A criança – por causa dos cuidados que exige para ter sua vida preservada – tornou-se símbolo de fragilidade. Um bebê não é como um potrinho ou um cachorrinho que, imediatamente após o parto, já se põe de pé e procura sozinho a teta da mãe. Outros mamíferos se viram sem precisar de muitos cuidados da mãe, a não ser de seu leite materno por um tempo pequeno. Bem diferente dos humanos, a dependência desses filhotes de seus pais não é total. Eles acham caminhos para sobreviver.


A vida humana, no entanto, mais parece com a vida de um pássaro. Frágil, dependente do outro, incompleta, inacabada... Se a mamãe ou o papai pássaro não cercarem seus filhotes de cuidados, eles estarão fadados à morte. Qualquer vento forte os derrubará do ninho. Eles não conseguirão se alimentar sozinhos, ao contrário, deverão receber alimento no bico. Uma chuva mais intensa e duradoura poderá revelar toda a fragilidade dos filhotinhos e eles perecerão.


Assim é a vida humana: uma criança precisa de cuidados e de proteção. E foi assim criança que nosso Deus se fez presente na nossa história. Ele, o Deus grande e forte, se fez homem, frágil, necessitado do mesmo carinho e da mesma proteção que nós quando pequeninos. Na catequese cantamos: “Nosso Deus é grande e forte. É mais forte do que a morte. De tão grande é pequenino. Nosso Deus se fez menino”. Em Jesus, Deus se encontra fragilizado, à mercê da história tal qual qualquer um de nós. Deus se fez homem ou, como afirma o evangelista João, “a Palavra se fez carne” (Jo 1,14).


Chegado o Natal, torna-se inevitável a contemplação da fragilidade de Deus, estampada numa criança deitada na manjedoura. Apesar da cultura ocidental ter transformado o Natal numa festa comercial, com muitos presentes, compras diversas, Papai Noel e outras fantasias, o presépio armado num canto da casa ou nos estabelecimentos comerciais continua a nos lembrar o motivo de tanta euforia. Aquele Menino nascido em Belém – Aquele que “nasceu somente para querer bem” – é sacramento do amor de Deus.

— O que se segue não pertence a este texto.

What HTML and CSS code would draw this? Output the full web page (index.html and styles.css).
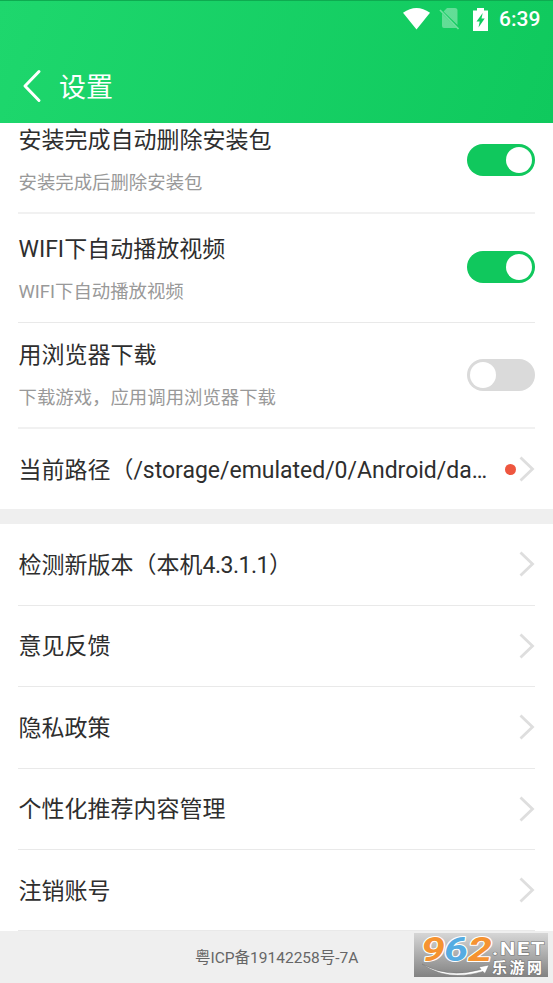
FILE: index.html
```html
<!DOCTYPE html>
<html lang="zh-CN">
<head>
<meta charset="utf-8">
<title>设置</title>
<link rel="stylesheet" href="styles.css">
</head>
<body>
<header class="header">
  <div class="status">
    <svg class="wifi" width="27" height="22" viewBox="0 0 27 22"><path d="M0 4.8Q13.500-4.800 27 4.800L13.500 21.500Z" fill="#fff"/></svg>
    <svg class="nosim" width="21" height="22" viewBox="0 0 21 22"><path d="M8 0H16Q18.500 0 18.500 2.500V17L4.500 3.500ZM3 5.500L17.500 20H5Q3 20 3 18Z" fill="#fff" opacity=".34"/><path d="M1 2L19.500 21" stroke="#fff" stroke-width="1.700" opacity=".4"/></svg>
    <svg class="battery" width="15" height="23" viewBox="0 0 15 23"><path fill-rule="evenodd" d="M4 0H11V2.500H15V23H0V2.500H4ZM9.700 5L3.500 13.500H6.700L5.500 19.500L11.700 10.500H8.500Z" fill="#fff"/></svg>
    <span class="clock">6:39</span>
  </div>
  <div class="titlebar">
    <svg width="20" height="34" viewBox="0 0 20 34"><path d="M17 2.500L3 17L17 31.500" fill="none" stroke="#fff" stroke-width="3" stroke-linecap="round" stroke-linejoin="round"/></svg>
    <h1>设置</h1>
  </div>
</header>
<main>
  <section class="group">
    <div class="option first"><div><h2>安装完成自动删除安装包</h2><p>安装完成后删除安装包</p></div><span class="switch on"></span></div>
    <div class="option second"><div><h2>WIFI下自动播放视频</h2><p>WIFI下自动播放视频</p></div><span class="switch on"></span></div>
    <div class="option third"><div><h2>用浏览器下载</h2><p>下载游戏，应用调用浏览器下载</p></div><span class="switch"></span></div>
    <div class="row path"><h2>当前路径（/storage/emulated/0/Android/da…</h2><i class="dot"></i><svg class="chevron" viewBox="0 0 16 26"><path d="M1.500 1.500L13.500 13L1.500 24.500"/></svg></div>
  </section>
  <section class="group links">
    <div class="row"><h2>检测新版本（本机<span class="version">4.3.1.1</span>）</h2><svg class="chevron" viewBox="0 0 16 26"><path d="M1.500 1.500L13.500 13L1.500 24.500"/></svg></div>
    <div class="row"><h2>意见反馈</h2><svg class="chevron" viewBox="0 0 16 26"><path d="M1.500 1.500L13.500 13L1.500 24.500"/></svg></div>
    <div class="row"><h2>隐私政策</h2><svg class="chevron" viewBox="0 0 16 26"><path d="M1.500 1.500L13.500 13L1.500 24.500"/></svg></div>
    <div class="row"><h2>个性化推荐内容管理</h2><svg class="chevron" viewBox="0 0 16 26"><path d="M1.500 1.500L13.500 13L1.500 24.500"/></svg></div>
    <div class="row"><h2>注销账号</h2><svg class="chevron" viewBox="0 0 16 26"><path d="M1.500 1.500L13.500 13L1.500 24.500"/></svg></div>
  </section>
</main>
<footer>
  <span>粤ICP备19142258号-7A</span>
  <svg class="watermark" width="134" height="44" viewBox="0 0 134 44">
    <defs><linearGradient id="metal" x1="0" y1="0" x2="0" y2="1"><stop offset="0" stop-color="#d6d6d6"/><stop offset="1" stop-color="#828282"/></linearGradient></defs>
    <rect width="134" height="44" fill="url(#metal)"/>
    <g class="digits" stroke="#fff" stroke-width="2" paint-order="stroke" stroke-linejoin="round">
      <text x="7" y="27.500" textLength="24" lengthAdjust="spacingAndGlyphs" fill="#f59331">9</text>
      <text x="30" y="27.500" textLength="24" lengthAdjust="spacingAndGlyphs" fill="#55ace2">6</text>
      <text x="54" y="27.500" textLength="24" lengthAdjust="spacingAndGlyphs" fill="#f59331">2</text>
    </g>
    <path d="M8 31Q34 46 67 36.500L65 34L75 32L71 40.500L69 38.500Q33 49 8 31Z" fill="#fff" stroke="#777" stroke-width=".5"/>
    <g fill="#fff" stroke="#777" stroke-width="1.200" paint-order="stroke">
      <text class="net" x="78" y="21.500" textLength="54" lengthAdjust="spacingAndGlyphs">.NET</text>
      <text class="site" x="78" y="39.500" textLength="50">乐游网</text>
    </g>
  </svg>
</footer>
</body>
</html>
```
FILE: styles.css
```css
* { box-sizing: border-box; }
body {
  margin: 0;
  width: 553px;
  height: 983px;
  overflow: hidden;
  background: #fff;
  color: #2e2e2e;
  font-family: Roboto, "Noto Sans CJK SC", sans-serif;
}
h1, h2, p { margin: 0; font-weight: 400; white-space: nowrap; }
.header {
  height: 123px;
  color: #fff;
  background: linear-gradient(110deg, #1ed76d, #0fc95d);
  border-top: 1px solid #0eab50;
}
.status {
  height: 36px;
  padding-right: 12px;
  display: flex;
  align-items: center;
  justify-content: flex-end;
}
.wifi { margin-right: 9px; }
.nosim { margin-right: 13px; }
.battery { margin-right: 11px; }
.clock { font-size: 21px; font-weight: 500; line-height: 24px; width: 42px; white-space: nowrap; }
.titlebar {
  height: 86px;
  padding: 12px 0 0 22px;
  display: flex;
  align-items: center;
  gap: 17px;
}
h1 { font-size: 27px; line-height: 40px; padding-top: 4px; }
h2 { font-size: 23px; line-height: 34px; }
p { font-size: 18.4px; line-height: 28px; color: #999; }
.group { padding: 0 18px; }
.option {
  display: flex;
  justify-content: space-between;
  border-bottom: 2px solid #f1f1f1;
}
.option div { padding-left: .5px; }
.first { height: 91px; padding-top: 1px; }
.first p { margin-top: 11px; }
.first .switch { margin-top: 20px; }
.second { height: 109px; padding-top: 19px; border-bottom-width: 1px; border-bottom-color: #e9e9e9; }
.second p { margin-top: 11px; }
.second .switch { margin-top: 18px; }
.third { height: 106px; padding-top: 16px; }
.third p { margin-top: 11px; }
.third .switch { margin-top: 20px; }
.switch {
  width: 68px;
  height: 32px;
  padding: 3px;
  border-radius: 16px;
  background: #dadada;
  display: flex;
}
.switch::before { content: ""; width: 26px; height: 26px; border-radius: 50%; background: #fff; }
.switch.on { background: #10c85d; justify-content: flex-end; }
.row {
  height: 81.5px;
  padding-left: .5px;
  display: flex;
  align-items: center;
  justify-content: space-between;
  border-bottom: 1px solid #e9e9e9;
}
.row h2 { padding-top: 3px; }
.version { letter-spacing: -.5px; }
.path { height: 80px; border: 0; }
.path h2 { width: 469px; letter-spacing: -.02px; }
.dot { width: 11px; height: 11px; flex: none; border-radius: 50%; background: #ee563f; margin: 0 3px 0 17px; }
.chevron { width: 16px; height: 26px; flex: none; fill: none; stroke: #dedede; stroke-width: 2.8px; }
.links { border-top: 15px solid #efefef; }
.links .row:last-child { height: 81px; }
footer {
  height: 52px;
  padding: 2px 5.5px 0 195px;
  display: flex;
  justify-content: space-between;
  background: #efefef;
}
footer span { font-size: 15.5px; line-height: 24px; margin-top: 13px; color: #666; white-space: nowrap; }
.watermark { overflow: visible; font-family: Roboto, "Noto Sans CJK SC", sans-serif; font-weight: 700; }
.digits { font-size: 33px; font-style: italic; }
.net { font-size: 19px; letter-spacing: 1.5px; }
.site { font-size: 15px; }
```
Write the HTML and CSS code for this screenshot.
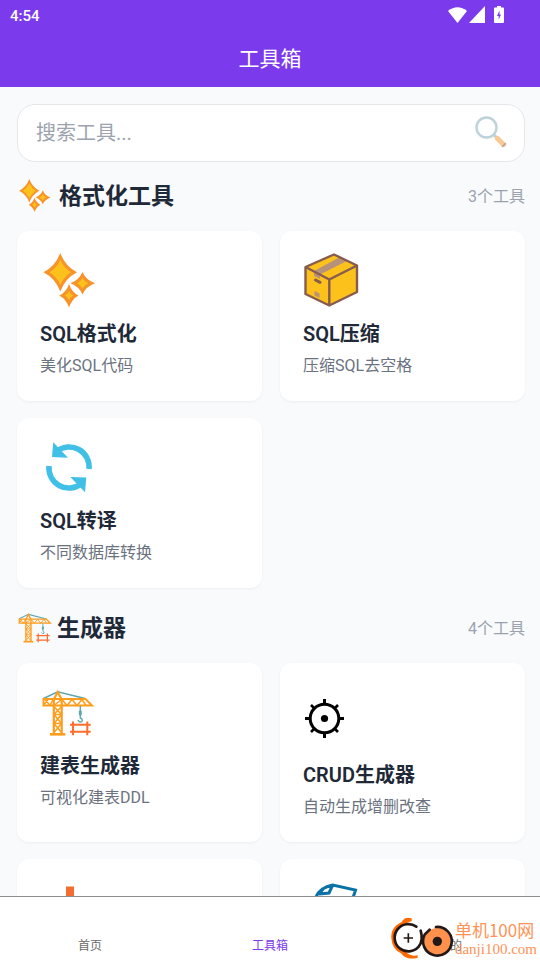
FILE: index.html
```
<!DOCTYPE html>
<html lang="zh-CN">
<head>
    <meta charset="UTF-8">
    <meta name="viewport" content="width=device-width, initial-scale=1.0">
    <title>工具箱</title>
    <link rel="stylesheet" href="styles.css">
</head>
<body>
    <!-- 公用图标 -->
    <svg class="symbols" aria-hidden="true">
        <symbol id="sparkles" viewBox="0 0 56 56">
            <g fill="#f79329">
                <path d="M20.3 0Q25 13 37 19.3Q25 25.500 20.3 38.500Q15.500 25.500 3.500 19.300Q15.500 13 20.3 0Z"/>
                <path d="M42.500 19Q46 27 55 30.300Q46 33.500 42.500 41.500Q39 33.500 30.500 30.300Q39 27 42.500 19Z"/>
                <path d="M29 31Q32 39.500 38.500 42.500Q32 46 29 54.500Q26 46 19.300 42.500Q26 39.500 29 31Z"/>
            </g>
            <g fill="#fcc21b">
                <path d="M20.300 7Q24 15 31 19.300Q24 24 20.300 31.500Q16.500 24 9.500 19.300Q16.500 15 20.300 7Z"/>
                <path d="M42.500 25Q44 28.500 48 30.300Q44 32 42.500 35.500Q41 32 37 30.300Q41 28.500 42.500 25Z"/>
                <path d="M29 38Q30 41 33 42.500Q30 44 29 47Q28 44 25 42.500Q28 41 29 38Z"/>
            </g>
        </symbol>
        <symbol id="crane" viewBox="0 2 56 53">
            <path d="M3.500 14L17.700 7.300L46 14.300" fill="none" stroke="#5fa6b0" stroke-width="1.600"/>
            <g fill="none" stroke="#ff9c1b">
                <path d="M3.500 14.500H45.500L52 21H3.500Z" stroke-width="2"/>
                <path d="M5 15L10 21L13 15M22 15L27 21L32 15L37 21L42 15L46 21M4 20L8 15" stroke-width="1.500"/>
                <path d="M13.800 50V15L17.700 7.500L21.700 15V50" stroke-width="2.200"/>
                <path d="M14 22L21.500 30L14 39L21.500 48M21.500 22L14 30L21.500 39L14 48M14 30H21.500M14 39H21.500M14 21L21.500 15" stroke-width="1.500"/>
                <path d="M10 49.800H25.300" stroke-width="2.600"/>
            </g>
            <path d="M40.300 21.500V33.500Q43 34.500 42 37Q39.500 38.500 38 35.500" fill="none" stroke="#5fa6b0" stroke-width="1.400"/>
            <rect x="38.800" y="26" width="3" height="5" rx="1" fill="#5fa6b0"/>
            <path d="M30 40.300H50.700M30 47.300H50.700M33 37V50.700M47.300 37V50.700" fill="none" stroke="#ff6e2e" stroke-width="2"/>
        </symbol>
    </svg>

    <div class="app">
        <header class="header">
            <div class="status-bar">
                <span class="time">4:54</span>
                <span class="status-icons">
                    <svg width="19" height="16" viewBox="0 0 19 16"><path d="M0 4Q9.500 -3.500 19 4L9.500 16Z" fill="#fff"/></svg>
                    <svg class="signal" width="16" height="17" viewBox="0 0 16 17"><path d="M16 0V17H0Z" fill="#fff"/></svg>
                    <svg width="10" height="17" viewBox="0 0 10 17"><path d="M3 0H7V1.500H9Q10 1.500 10 2.500V16Q10 17 9 17H1Q0 17 0 16V2.500Q0 1.500 1 1.500H3Z" fill="#fff"/><path d="M5.500 4.500L3 10H4.700V13.500L7 8.500H5.500Z" fill="#7c3aed"/></svg>
                </span>
            </div>
            <h1 class="page-title">工具箱</h1>
        </header>

        <main class="content">
            <form class="search">
                <input class="search-input" type="text" placeholder="搜索工具..." aria-label="搜索工具">
                <button class="search-btn" type="button" aria-label="搜索">
                    <svg width="32" height="32" viewBox="0 0 32 32">
                        <circle cx="11.500" cy="11.500" r="10" fill="none" stroke="#7da8b5" stroke-width="2.400"/>
                        <path d="M18.500 18.500L22 22" stroke="#7da8b5" stroke-width="3"/>
                        <path d="M22.500 22.500L28.500 28.500" stroke="#f79329" stroke-width="5" stroke-linecap="round"/>
                        <path d="M30.500 27.500L27.500 30.500" stroke="#6d4c41" stroke-width="1.500" stroke-linecap="round"/>
                    </svg>
                </button>
            </form>

            <section class="section">
                <div class="section-head">
                    <svg class="section-icon" width="34" height="34"><use href="#sparkles"/></svg>
                    <h2 class="section-title">格式化工具</h2>
                    <span class="section-count">3个工具</span>
                </div>
                <div class="grid">
                    <a class="card" href="#">
                        <svg class="card-icon" width="56" height="56"><use href="#sparkles"/></svg>
                        <h3 class="card-title">SQL格式化</h3>
                        <p class="card-desc">美化SQL代码</p>
                    </a>
                    <a class="card" href="#">
                        <svg class="card-icon" width="56" height="56" viewBox="0 0 56 56">
                            <path d="M31 1.500L54 12.500V39L26.300 52.500L2.500 41V14Z" fill="#fcc21b"/>
                            <path d="M37 4L44 8L17 21.500V26L11 23V18Z" fill="#b89278"/>
                            <path d="M11.500 38L16.500 40.500V45L11.500 42.500Z" fill="#b89278"/>
                            <path d="M31 1.500L54 12.500V39L26.300 52.500L2.500 41V14ZM2.500 14L26.300 26.500L54 12.500M26.300 26.500V52.500" fill="none" stroke="#875b4e" stroke-width="2.400" stroke-linejoin="round"/>
                            <path d="M12.500 27L17 29.300" stroke="#875b4e" stroke-width="3" stroke-linecap="round"/>
                        </svg>
                        <h3 class="card-title">SQL压缩</h3>
                        <p class="card-desc">压缩SQL去空格</p>
                    </a>
                    <a class="card" href="#">
                        <svg class="card-icon" width="56" height="56" viewBox="0 0 56 56">
                            <g fill="none" stroke="#40c0e7" stroke-width="5.500">
                                <path d="M49 29A20 20 0 0 0 17 11"/>
                                <path d="M9 26A20 20 0 0 0 41 44"/>
                            </g>
                            <path d="M13.300 2.300L12 17L28 17.700Z" fill="#40c0e7"/>
                            <path d="M45 52.300L46.300 37.500L30.300 37Z" fill="#40c0e7"/>
                        </svg>
                        <h3 class="card-title">SQL转译</h3>
                        <p class="card-desc">不同数据库转换</p>
                    </a>
                </div>
            </section>

            <section class="section">
                <div class="section-head">
                    <svg class="section-icon crane-icon" width="36" height="34"><use href="#crane"/></svg>
                    <h2 class="section-title">生成器</h2>
                    <span class="section-count">4个工具</span>
                </div>
                <div class="grid">
                    <a class="card" href="#">
                        <svg class="card-icon" width="56" height="56"><use href="#crane"/></svg>
                        <h3 class="card-title">建表生成器</h3>
                        <p class="card-desc">可视化建表DDL</p>
                    </a>
                    <a class="card" href="#">
                        <svg class="card-icon" width="43" height="65" viewBox="0 0 43 65">
                            <g fill="none" stroke="#000" stroke-width="3">
                                <circle cx="21.500" cy="33.500" r="14.300"/>
                                <path d="M21.500 14V20M21.500 47V53M2 33.500H8M35 33.500H41"/>
                                <path d="M8 20L12 24M35 20L31 24M8 47L12 43M35 47L31 43" stroke-width="2.600"/>
                            </g>
                            <circle cx="21.500" cy="33.500" r="3.600"/>
                        </svg>
                        <h3 class="card-title">CRUD生成器</h3>
                        <p class="card-desc">自动生成增删改查</p>
                    </a>
                    <a class="card" href="#" aria-label="下载">
                        <svg class="card-icon" width="56" height="56" viewBox="0 0 56 56">
                            <path d="M26 5.500H34V32H42L30 46L18 32H26Z" fill="#f26d2f"/>
                        </svg>
                    </a>
                    <a class="card" href="#" aria-label="文档">
                        <svg class="card-icon" width="56" height="56" viewBox="0 0 56 56">
                            <path d="M12 52V19Q15 7 29.700 4L52.500 9L49 20V52ZM29.700 4L26 12L16 13M20 8L16 13" fill="none" stroke="#0b72a8" stroke-width="3"/>
                        </svg>
                    </a>
                </div>
            </section>
        </main>

        <nav class="tab-bar">
            <a class="tab" href="#">首页</a>
            <a class="tab active" href="#">工具箱</a>
            <a class="tab" href="#">我的</a>
        </nav>
    </div>

    <!-- 右下角水印 -->
    <div class="watermark">
        <svg width="63" height="44" viewBox="33 50 189 132">
            <path d="M98 57Q78 50 68 68Q34 84 37 116Q39 150 66 162Q82 184 116 175L116 168Q96 172 80 158Q46 146 46 116Q46 86 78 74Q88 68 98 66Z" fill="#ff6a00"/>
            <circle cx="88" cy="116" r="41" fill="#fff"/>
            <circle cx="175" cy="126" r="40" fill="#ff914d"/>
            <path d="M112 82A41 41 0 1 0 119 142Q134 124 125 94" fill="none" stroke="#231815" stroke-width="8" stroke-linecap="round"/>
            <path d="M171 83A43 43 0 1 1 137 106L152 91" fill="none" stroke="#231815" stroke-width="8" stroke-linecap="round"/>
            <circle cx="175" cy="126" r="14" fill="#231815"/>
            <path d="M88 102V130M74 116H102" stroke="#231815" stroke-width="5"/>
        </svg>
        <div class="watermark-text">
            <span class="watermark-name">单机100网</span>
            <span class="watermark-url">danji100.com</span>
        </div>
    </div>
</body>
</html>
```
FILE: styles.css
```
* {
    box-sizing: border-box;
}
body {
    margin: 0;
    background: #f9fafb;
    color: #1f2937;
    font-family: Roboto, "Noto Sans CJK SC", sans-serif;
}
h1, h2, h3, p {
    margin: 0;
}
svg {
    display: block;
    flex-shrink: 0;
}
.symbols {
    position: absolute;
    width: 0;
    height: 0;
}
.app {
    display: flex;
    flex-direction: column;
    height: 100vh;
    background: #f8fafc;
}

/* 顶部 */
.header {
    background: #7c3aed;
    color: #fff;
}
.status-bar {
    display: flex;
    justify-content: space-between;
    align-items: center;
    height: 32px;
    padding: 0 36px 0 10px;
}
.time {
    font-size: 15px;
    font-weight: 500;
}
.status-icons {
    display: flex;
    align-items: center;
    gap: 2px;
    padding-bottom: 3px;
}
.signal {
    margin-right: 7px;
}
.page-title {
    font-size: 21px;
    font-weight: 400;
    line-height: 55px;
    text-align: center;
}

/* 内容 */
.content {
    flex: 1;
    min-height: 0;
    overflow: hidden;
    padding: 17px 15px 0 17px;
}
.search {
    display: flex;
    align-items: center;
    height: 58px;
    margin-bottom: 17px;
    padding: 0 17px 0 18px;
    background: #fff;
    border: 1px solid #e5e7eb;
    border-radius: 18px;
}
.search-input {
    flex: 1;
    min-width: 0;
    padding: 0;
    border: none;
    outline: none;
    background: none;
    font-family: inherit;
    font-size: 20px;
    line-height: 28px;
}
.search-input::placeholder {
    color: #9ca3af;
}
.search-btn {
    padding: 0 0 2px;
    border: none;
    background: none;
    opacity: 0.5;
}
.section {
    margin-bottom: 23px;
}
.section-head {
    display: flex;
    align-items: center;
    margin-bottom: 18px;
}
.section-icon {
    margin-right: 8px;
}
.crane-icon {
    margin-right: 4px;
}
.section-title {
    flex: 1;
    padding-top: 2px;
    font-size: 23px;
    font-weight: 700;
    line-height: 32px;
}
.section-count {
    padding-top: 2px;
    color: #9ca3af;
    font-size: 16px;
    line-height: 24px;
}
.grid {
    display: grid;
    grid-template-columns: 1fr 1fr;
    gap: 17px 18px;
}
.card {
    padding: 22px 23px 23px;
    background: #fff;
    border-radius: 12px;
    box-shadow: 0 1px 3px rgba(0, 0, 0, 0.05);
    color: inherit;
    text-decoration: none;
}
.card-icon {
    margin-bottom: 11px;
}
.card-title {
    margin-bottom: 6px;
    font-size: 20px;
    font-weight: 600;
    line-height: 28px;
}
.card-desc {
    color: #6b7280;
    font-size: 16px;
    line-height: 24px;
}

/* 底部导航 */
.tab-bar {
    display: flex;
    align-items: flex-end;
    height: 64px;
    padding-bottom: 6px;
    background: #fff;
    border-top: 1px solid #8f8f8f;
}
.tab {
    flex: 1;
    color: #6b6b6b;
    font-size: 12px;
    line-height: 16px;
    text-align: center;
    text-decoration: none;
}
.tab.active {
    color: #7c3aed;
}

.watermark {
    position: absolute;
    right: 3px;
    bottom: 0;
    display: flex;
    align-items: center;
    gap: 2px;
    color: #ff9357;
}
.watermark-text {
    display: flex;
    flex-direction: column;
    padding-top: 2px;
}
.watermark-name {
    font-family: "Noto Sans CJK SC", sans-serif;
    font-size: 17px;
    line-height: 20px;
}
.watermark-url {
    font-family: "Liberation Serif", serif;
    font-size: 15px;
    line-height: 18px;
}
```
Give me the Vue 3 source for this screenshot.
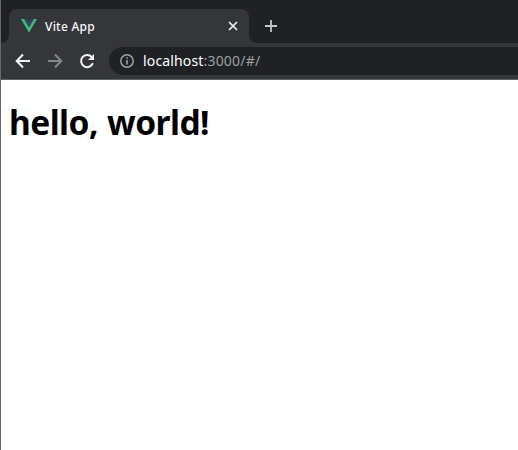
<script setup>
const tabTitle = 'Vite App'
const host = 'localhost'
const path = ':3000/#/'
</script>

<template>
  <div class="window">
    <header class="strip">
      <div class="tab">
        <svg class="logo" width="16" height="14" viewBox="0 0 16 14">
          <path d="M0 0H3.2L8 8.3 12.8 0H16L8 13.8Z" fill="#41b883" />
          <path d="M3.2 0H6.2L8 3.1 9.8 0H12.8L8 8.3Z" fill="#35495e" />
        </svg>
        <span class="title">{{ tabTitle }}</span>
        <svg class="close" width="10" height="10" viewBox="0 0 10 10">
          <path d="M1 1L9 9M9 1L1 9" stroke="#f1f3f4" stroke-width="1.7" />
        </svg>
      </div>
      <svg class="plus" width="12" height="12" viewBox="0 0 12 12">
        <path d="M6 0V12M0 6H12" stroke="#c4c6c8" stroke-width="1.8" />
      </svg>
    </header>
    <nav class="toolbar">
      <svg class="nav" width="16" height="16" viewBox="0 0 16 16" stroke="#f1f3f4">
        <path d="M15 8H2.2M8 1.5L1.7 8 8 14.5" />
      </svg>
      <svg class="nav" width="16" height="16" viewBox="0 0 16 16" stroke="#85878a">
        <path d="M1 8H13.8M8 1.5L14.3 8 8 14.5" />
      </svg>
      <svg class="nav" width="16" height="16" viewBox="0 0 16 16" stroke="#f1f3f4">
        <path d="M13.9 10.2A6.1 6.1 0 1 1 12.7 3.9" />
        <path d="M15 1V7H9Z" fill="#f1f3f4" stroke="none" />
      </svg>
      <div class="address">
        <svg width="14" height="14" viewBox="0 0 14 14">
          <circle cx="7" cy="7" r="6.2" fill="none" stroke="#9aa0a6" stroke-width="1.5" />
          <path d="M7 3.2V4.8M7 6V10.6" stroke="#9aa0a6" stroke-width="1.6" />
        </svg>
        <span class="url">{{ host }}<span class="path">{{ path }}</span></span>
      </div>
    </nav>
    <main class="page">
      <h1>hello, world!</h1>
    </main>
  </div>
</template>

<style>
body {
  margin: 0;
  overflow: hidden;
}
</style>

<style scoped>
.window {
  box-sizing: border-box;
  width: 518px;
  height: 450px;
  display: flex;
  flex-direction: column;
  border-left: 1px solid #69696b;
  background: #fff;
  font-family: "Noto Sans", "Open Sans", sans-serif;
}
.strip {
  box-sizing: border-box;
  height: 43px;
  flex: none;
  display: flex;
  padding: 9px 0 0 8px;
  background: #202124;
}
.tab {
  position: relative;
  box-sizing: border-box;
  width: 240px;
  height: 34px;
  display: flex;
  align-items: center;
  padding: 0 11px 0 12px;
  border-radius: 8px 8px 0 0;
  background: #35363a;
}
.tab::before,
.tab::after {
  content: "";
  position: absolute;
  bottom: 0;
  width: 8px;
  height: 8px;
}
.tab::before {
  right: 100%;
  background: radial-gradient(circle at 0 0, #202124 7.5px, #35363a 8.5px);
}
.tab::after {
  left: 100%;
  background: radial-gradient(circle at 100% 0, #202124 7.5px, #35363a 8.5px);
}
.title {
  margin: 2px 0 0 8px;
  color: #f8f9fa;
  font-size: 12px;
  font-weight: 500;
  line-height: 16px;
  letter-spacing: 0.25px;
}
.close {
  margin-left: auto;
}
.plus {
  margin: 11px 0 0 16px;
}
.toolbar {
  box-sizing: border-box;
  height: 37px;
  flex: none;
  display: flex;
  align-items: center;
  gap: 16px;
  padding-left: 14px;
  border-bottom: 1px solid #606164;
  background: #35363a;
}
.nav {
  fill: none;
  stroke-width: 2;
}
.address {
  box-sizing: border-box;
  height: 28px;
  flex: 1;
  display: flex;
  align-items: center;
  gap: 9px;
  margin-left: -2px;
  padding-left: 11px;
  border-radius: 14px 0 0 14px;
  background: #202124;
}
.url {
  color: #fff;
  font-size: 14px;
  line-height: 20px;
  letter-spacing: 0.15px;
}
.path {
  color: #9aa0a6;
  letter-spacing: 0.2px;
}
.page {
  padding: 21px 8px;
}
h1 {
  margin: 0;
  color: #000;
  font-size: 33.5px;
  font-weight: 700;
  line-height: 43px;
  letter-spacing: -0.55px;
  word-spacing: 1px;
  white-space: nowrap;
}
</style>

Deus se dá a nós como dom gratuito. Se faz homem, assume a nossa existência, se deixa prender nas malhas da finitude humana, por puro amor. Porque Deus quis nos divinizar, se humanizou em Cristo Jesus. É isto que o presépio nos mostra: Deus se humanizou e tornou-se o menor de todos. Não havia lugar para ele na hospedaria; nasceu numa gruta onde se refugiavam os animais e foi posto numa manjedoura, para lembrar que ele é o alimento do mundo. Ele alimenta a nossa esperança, a nossa vontade de servir, de nos doar, de nos entregar pelo outro... Ele, um recém-nascido, frágil e pequenininho, já nasceu nos ensinando que a vida só faz sentido quando se torna doação, vida entregue pelo outro.


Neste natal, ao olhar o presépio, nossa esperança em dias melhores deve ser alimentada. Ao celebrar a ceia, nossa memória deve ir até aqueles que nada têm e devemos renovar nosso compromisso de fraternidade – não só nessa ocasião, mas como uma opção constante de vida. Ao trocar presentes, que nosso coração se abra para acolher o Menino-Deus, o maior presente que o mundo já recebeu. Que nos comprometamos também a ser dom – presente – para o outro. Assim, 2017 será natal o ano todo. Não precisaremos esperar o dia 25 de dezembro para celebrar o nascimento de Jesus. Ele nascerá em nosso coração todos os dias, em cada gesto de ternura e fraternidade. Mas, como uma criança precisa de cuidados para crescer forte e feliz, assim também o Menino-Deus precisa de cuidados para se manter vivo dentro de nós. Resta-nos cuidar desse Menininho que nos foi dado.